WHAT THE EXERCISE ASKS: Without including the pictures, copy out every line below.

INFORMATION SHOWN:
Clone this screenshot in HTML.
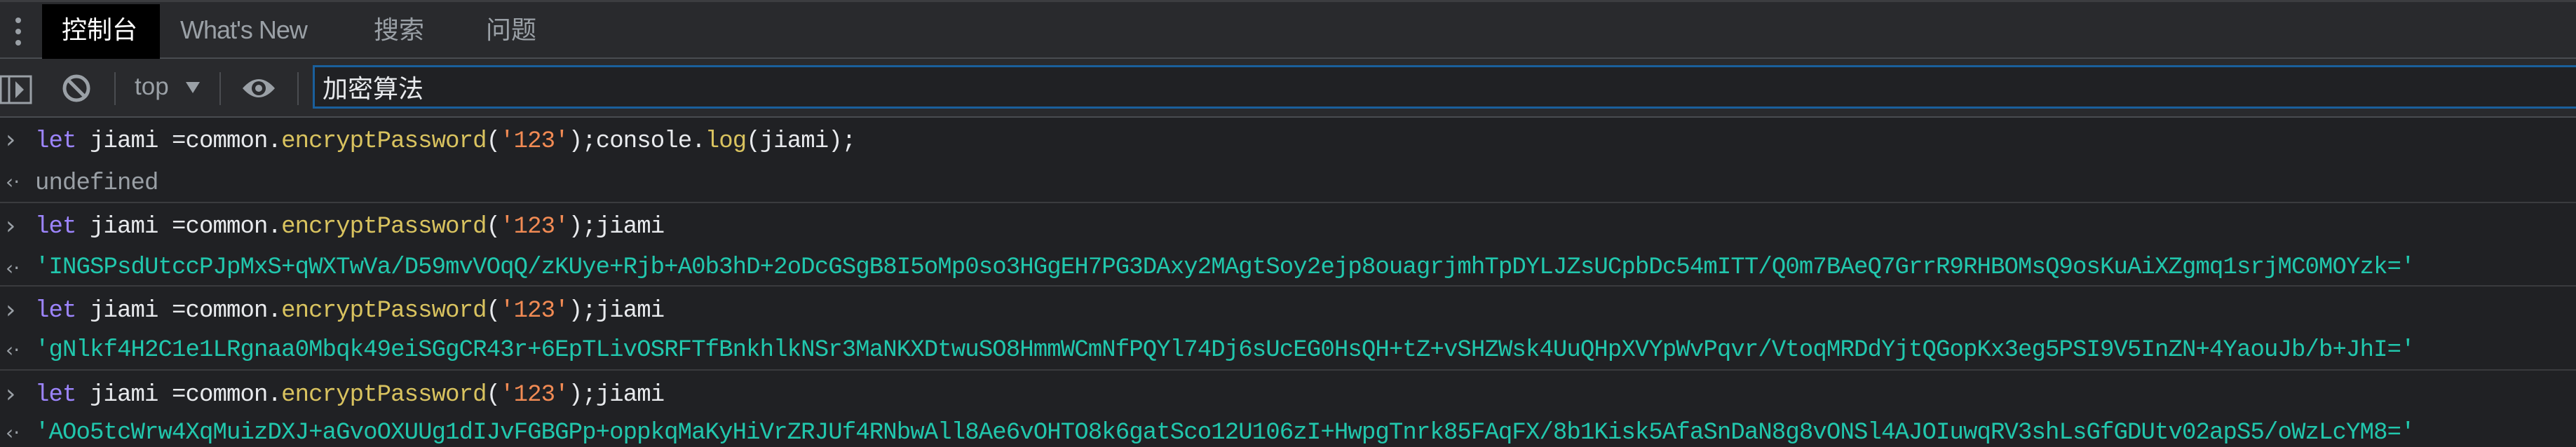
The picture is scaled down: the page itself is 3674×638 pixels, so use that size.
<!DOCTYPE html>
<html><head><meta charset="utf-8"><style>
*{margin:0;padding:0;box-sizing:border-box}
body{width:3674px;height:632px;background:#202124;overflow:hidden;position:relative;font-family:"Liberation Sans","Noto Sans CJK SC",sans-serif}
.abs{position:absolute}
#tabs{left:0;top:0;width:3674px;height:84px;background:#292a2d;border-top:3px solid #3c3d40;border-bottom:2px solid #494c50}
.tab{position:absolute;top:10px;font-size:36px;color:#9aa0a6;line-height:60px}
#tb{left:0;top:84px;width:3674px;height:84px;background:#292a2d;border-bottom:2px solid #494c50}
.code{position:absolute;left:50px;font-family:"Liberation Mono",monospace;font-size:34px;letter-spacing:-0.9px;line-height:40px;white-space:pre;color:#e8eaed}
.kw{color:#9d85ff}.fn{color:#d9c35f}.st{color:#f28b54}.res{color:#21c7ad}
.sep{position:absolute;left:0;width:3674px;height:2px;background:#3a3b3e}
.pr{position:absolute;left:8px;color:#9aa0a6;font-family:"DejaVu Sans",sans-serif;font-size:36px;line-height:40px}
</style></head><body>
<div id="tabs" class="abs">
  <div class="abs" style="left:22px;top:22px;width:8px;height:8px;border-radius:4px;background:#9aa0a6"></div>
  <div class="abs" style="left:22px;top:38px;width:8px;height:8px;border-radius:4px;background:#9aa0a6"></div>
  <div class="abs" style="left:22px;top:54px;width:8px;height:8px;border-radius:4px;background:#9aa0a6"></div>
  <div class="abs" style="left:60px;top:3px;width:168px;height:78px;background:#000"></div>
  <div class="tab" style="left:88px;color:#fff">控制台</div>
  <div class="tab" style="left:257px;letter-spacing:-1px">What's New</div>
  <div class="tab" style="left:533px">搜索</div>
  <div class="tab" style="left:693px">问题</div>
</div>
<div id="tb" class="abs">
  <svg class="abs" style="left:0;top:0" width="450" height="84" viewBox="0 84 450 84">
    <rect x="1" y="109" width="43" height="38" fill="none" stroke="#9aa0a6" stroke-width="3"/>
    <line x1="13" y1="109" x2="13" y2="147" stroke="#9aa0a6" stroke-width="3"/>
    <path d="M22 116 L34 128 L22 140Z" fill="#9aa0a6"/>
    <circle cx="109" cy="126" r="17" fill="none" stroke="#9aa0a6" stroke-width="5"/>
    <line x1="97" y1="114" x2="121" y2="138" stroke="#9aa0a6" stroke-width="5"/>
    <line x1="164" y1="103" x2="164" y2="150" stroke="#4a4c50" stroke-width="2"/>
    <path d="M265 117 L285 117 L275 133Z" fill="#9aa0a6"/>
    <line x1="314" y1="103" x2="314" y2="150" stroke="#4a4c50" stroke-width="2"/>
    <path d="M346 126 Q369 100 392 126 Q369 152 346 126Z" fill="#9aa0a6"/>
    <circle cx="369" cy="126" r="10" fill="#292a2d"/>
    <circle cx="369" cy="126" r="5" fill="#9aa0a6"/>
    <line x1="425" y1="103" x2="425" y2="150" stroke="#4a4c50" stroke-width="2"/>
  </svg>
  <div class="abs" style="left:192px;top:20px;font-size:35px;color:#9aa0a6">top</div>
  <div class="abs" style="left:446px;top:9px;width:3240px;height:62px;border:3px solid #1a5f9c;background:#202124"></div>
  <div class="abs" style="left:460px;top:19px;font-size:36px;color:#e8eaed;font-family:'Noto Sans CJK SC',sans-serif;line-height:42px">加密算法</div>
</div>

<div class="pr" style="top:180px">›</div>
<div class="code" style="top:182px"><span class="kw">let</span> jiami =common.<span class="fn">encryptPassword</span>(<span class="st">'123'</span>);console.<span class="fn">log</span>(jiami);</div>
<div class="pr" style="top:240px;font-size:28px">‹·</div>
<div class="code" style="top:242px;color:#9aa0a6">undefined</div>
<div class="sep" style="top:288px"></div>

<div class="pr" style="top:303px">›</div>
<div class="code" style="top:304px"><span class="kw">let</span> jiami =common.<span class="fn">encryptPassword</span>(<span class="st">'123'</span>);jiami</div>
<div class="pr" style="top:363px;font-size:28px">‹·</div>
<div class="code res" style="top:362px">'INGSPsdUtccPJpMxS+qWXTwVa/D59mvVOqQ/zKUye+Rjb+A0b3hD+2oDcGSgB8I5oMp0so3HGgEH7PG3DAxy2MAgtSoy2ejp8ouagrjmhTpDYLJZsUCpbDc54mITT/Q0m7BAeQ7GrrR9RHBOMsQ9osKuAiXZgmq1srjMC0MOYzk='</div>
<div class="sep" style="top:407px"></div>

<div class="pr" style="top:423px">›</div>
<div class="code" style="top:424px"><span class="kw">let</span> jiami =common.<span class="fn">encryptPassword</span>(<span class="st">'123'</span>);jiami</div>
<div class="pr" style="top:480px;font-size:28px">‹·</div>
<div class="code res" style="top:480px">'gNlkf4H2C1e1LRgnaa0Mbqk49eiSGgCR43r+6EpTLivOSRFTfBnkhlkNSr3MaNKXDtwuSO8HmmWCmNfPQYl74Dj6sUcEG0HsQH+tZ+vSHZWsk4UuQHpXVYpWvPqvr/VtoqMRDdYjtQGopKx3eg5PSI9V5InZN+4YaouJb/b+JhI='</div>
<div class="sep" style="top:527px"></div>

<div class="pr" style="top:543px">›</div>
<div class="code" style="top:544px"><span class="kw">let</span> jiami =common.<span class="fn">encryptPassword</span>(<span class="st">'123'</span>);jiami</div>
<div class="pr" style="top:598px;font-size:28px">‹·</div>
<div class="code res" style="top:598px">'AOo5tcWrw4XqMuizDXJ+aGvoOXUUg1dIJvFGBGPp+oppkqMaKyHiVrZRJUf4RNbwAll8Ae6vOHTO8k6gatSco12U106zI+HwpgTnrk85FAqFX/8b1Kisk5AfaSnDaN8g8vONSl4AJOIuwqRV3shLsGfGDUtv02apS5/oWzLcYM8='</div>
</body></html>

SOLVED EXERCISE:
Clone this screenshot in HTML.
The picture is scaled down: the page itself is 3674×638 pixels, so use that size.
<!DOCTYPE html>
<html><head><meta charset="utf-8"><style>
*{margin:0;padding:0;box-sizing:border-box}
body{width:3674px;height:632px;background:#202124;overflow:hidden;position:relative;font-family:"Liberation Sans","Noto Sans CJK SC",sans-serif}
.abs{position:absolute}
#tabs{left:0;top:0;width:3674px;height:84px;background:#292a2d;border-top:3px solid #3c3d40;border-bottom:2px solid #494c50}
.tab{position:absolute;top:10px;font-size:36px;color:#9aa0a6;line-height:60px}
#tb{left:0;top:84px;width:3674px;height:84px;background:#292a2d;border-bottom:2px solid #494c50}
.code{position:absolute;left:50px;font-family:"Liberation Mono",monospace;font-size:34px;letter-spacing:-0.9px;line-height:40px;white-space:pre;color:#e8eaed}
.kw{color:#9d85ff}.fn{color:#d9c35f}.st{color:#f28b54}.res{color:#21c7ad}
.sep{position:absolute;left:0;width:3674px;height:2px;background:#3a3b3e}
.pr{position:absolute;left:8px;color:#9aa0a6;font-family:"DejaVu Sans",sans-serif;font-size:36px;line-height:40px}
</style></head><body>
<div id="tabs" class="abs">
  <div class="abs" style="left:22px;top:22px;width:8px;height:8px;border-radius:4px;background:#9aa0a6"></div>
  <div class="abs" style="left:22px;top:38px;width:8px;height:8px;border-radius:4px;background:#9aa0a6"></div>
  <div class="abs" style="left:22px;top:54px;width:8px;height:8px;border-radius:4px;background:#9aa0a6"></div>
  <div class="abs" style="left:60px;top:3px;width:168px;height:78px;background:#000"></div>
  <div class="tab" style="left:88px;color:#fff">控制台</div>
  <div class="tab" style="left:257px;letter-spacing:-1px">What's New</div>
  <div class="tab" style="left:533px">搜索</div>
  <div class="tab" style="left:693px">问题</div>
</div>
<div id="tb" class="abs">
  <svg class="abs" style="left:0;top:0" width="450" height="84" viewBox="0 84 450 84">
    <rect x="1" y="109" width="43" height="38" fill="none" stroke="#9aa0a6" stroke-width="3"/>
    <line x1="13" y1="109" x2="13" y2="147" stroke="#9aa0a6" stroke-width="3"/>
    <path d="M22 116 L34 128 L22 140Z" fill="#9aa0a6"/>
    <circle cx="109" cy="126" r="17" fill="none" stroke="#9aa0a6" stroke-width="5"/>
    <line x1="97" y1="114" x2="121" y2="138" stroke="#9aa0a6" stroke-width="5"/>
    <line x1="164" y1="103" x2="164" y2="150" stroke="#4a4c50" stroke-width="2"/>
    <path d="M265 117 L285 117 L275 133Z" fill="#9aa0a6"/>
    <line x1="314" y1="103" x2="314" y2="150" stroke="#4a4c50" stroke-width="2"/>
    <path d="M346 126 Q369 100 392 126 Q369 152 346 126Z" fill="#9aa0a6"/>
    <circle cx="369" cy="126" r="10" fill="#292a2d"/>
    <circle cx="369" cy="126" r="5" fill="#9aa0a6"/>
    <line x1="425" y1="103" x2="425" y2="150" stroke="#4a4c50" stroke-width="2"/>
  </svg>
  <div class="abs" style="left:192px;top:20px;font-size:35px;color:#9aa0a6">top</div>
  <div class="abs" style="left:446px;top:9px;width:3240px;height:62px;border:3px solid #1a5f9c;background:#202124"></div>
  <div class="abs" style="left:460px;top:19px;font-size:36px;color:#e8eaed;font-family:'Noto Sans CJK SC',sans-serif;line-height:42px">加密算法</div>
</div>

<div class="pr" style="top:180px">›</div>
<div class="code" style="top:182px"><span class="kw">let</span> jiami =common.<span class="fn">encryptPassword</span>(<span class="st">'123'</span>);console.<span class="fn">log</span>(jiami);</div>
<div class="pr" style="top:240px;font-size:28px">‹·</div>
<div class="code" style="top:242px;color:#9aa0a6">undefined</div>
<div class="sep" style="top:288px"></div>

<div class="pr" style="top:303px">›</div>
<div class="code" style="top:304px"><span class="kw">let</span> jiami =common.<span class="fn">encryptPassword</span>(<span class="st">'123'</span>);jiami</div>
<div class="pr" style="top:363px;font-size:28px">‹·</div>
<div class="code res" style="top:362px">'INGSPsdUtccPJpMxS+qWXTwVa/D59mvVOqQ/zKUye+Rjb+A0b3hD+2oDcGSgB8I5oMp0so3HGgEH7PG3DAxy2MAgtSoy2ejp8ouagrjmhTpDYLJZsUCpbDc54mITT/Q0m7BAeQ7GrrR9RHBOMsQ9osKuAiXZgmq1srjMC0MOYzk='</div>
<div class="sep" style="top:407px"></div>

<div class="pr" style="top:423px">›</div>
<div class="code" style="top:424px"><span class="kw">let</span> jiami =common.<span class="fn">encryptPassword</span>(<span class="st">'123'</span>);jiami</div>
<div class="pr" style="top:480px;font-size:28px">‹·</div>
<div class="code res" style="top:480px">'gNlkf4H2C1e1LRgnaa0Mbqk49eiSGgCR43r+6EpTLivOSRFTfBnkhlkNSr3MaNKXDtwuSO8HmmWCmNfPQYl74Dj6sUcEG0HsQH+tZ+vSHZWsk4UuQHpXVYpWvPqvr/VtoqMRDdYjtQGopKx3eg5PSI9V5InZN+4YaouJb/b+JhI='</div>
<div class="sep" style="top:527px"></div>

<div class="pr" style="top:543px">›</div>
<div class="code" style="top:544px"><span class="kw">let</span> jiami =common.<span class="fn">encryptPassword</span>(<span class="st">'123'</span>);jiami</div>
<div class="pr" style="top:598px;font-size:28px">‹·</div>
<div class="code res" style="top:598px">'AOo5tcWrw4XqMuizDXJ+aGvoOXUUg1dIJvFGBGPp+oppkqMaKyHiVrZRJUf4RNbwAll8Ae6vOHTO8k6gatSco12U106zI+HwpgTnrk85FAqFX/8b1Kisk5AfaSnDaN8g8vONSl4AJOIuwqRV3shLsGfGDUtv02apS5/oWzLcYM8='</div>
</body></html>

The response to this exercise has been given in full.